NTB.Suara.com – Gugatan Partai Rakyat Adil Makmur (Prima) membuat geger Indonesia. Sebab, gugatan itu menang di PN Jakarta Pusat (Jakpus) dan memerintahkan KPU RI menghentikan tahapan Pemilu 2024 dan mengulang tahapan Pemilu dari awal.
Dimenangkannya Partai Prima dalam gugatan perbuatan melawan hukum (PMH) dengan tergugat KPU RI ini pun mendapat banyak komentar dari pejabat negara, pimpinan partai politik, hingga ahli hukum tentang apakah PN Jakpus dapat mengadili dan membuat putusan seperti itu.
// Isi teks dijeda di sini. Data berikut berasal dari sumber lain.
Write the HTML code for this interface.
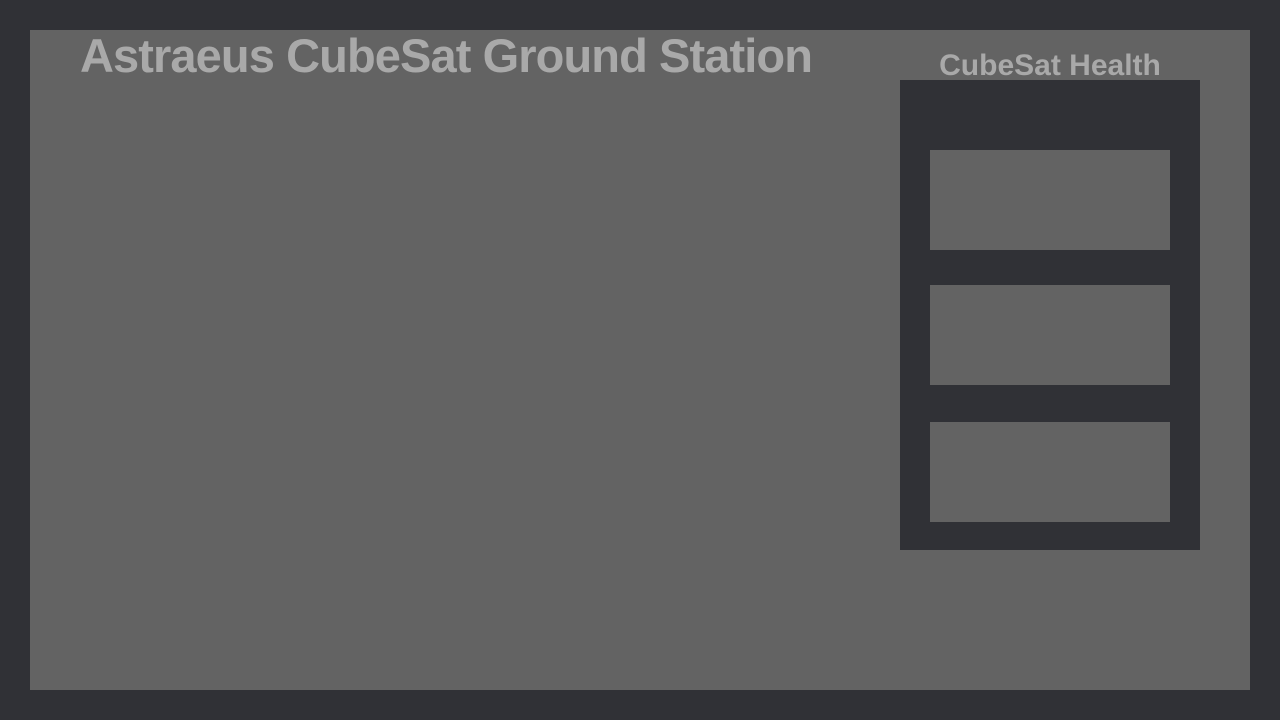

Terkait hal ini, DPP Partai Prima pun memberikan klarifikasi terkait simpang siurnya putusan ini yang ditafsirkan sebagai penundaan Pemilu 2024. Sejumlah petinggi DPP Partai prima menjelaskan duduk perkara, termasuk kronologi sampai terjadinya gugatan ke PN Jakpus.
Sekjen DPP Partai Prima, Dominggus Oktavianus menjelaskan, Partai Prima ikut mendaftar sebagai calon peserta Pemilu 2024 pada 12 Agustus 2022. Kemudian putusan dari KPU RI pada Oktober menyatakan Partai Prima tidak memenuhi syarat.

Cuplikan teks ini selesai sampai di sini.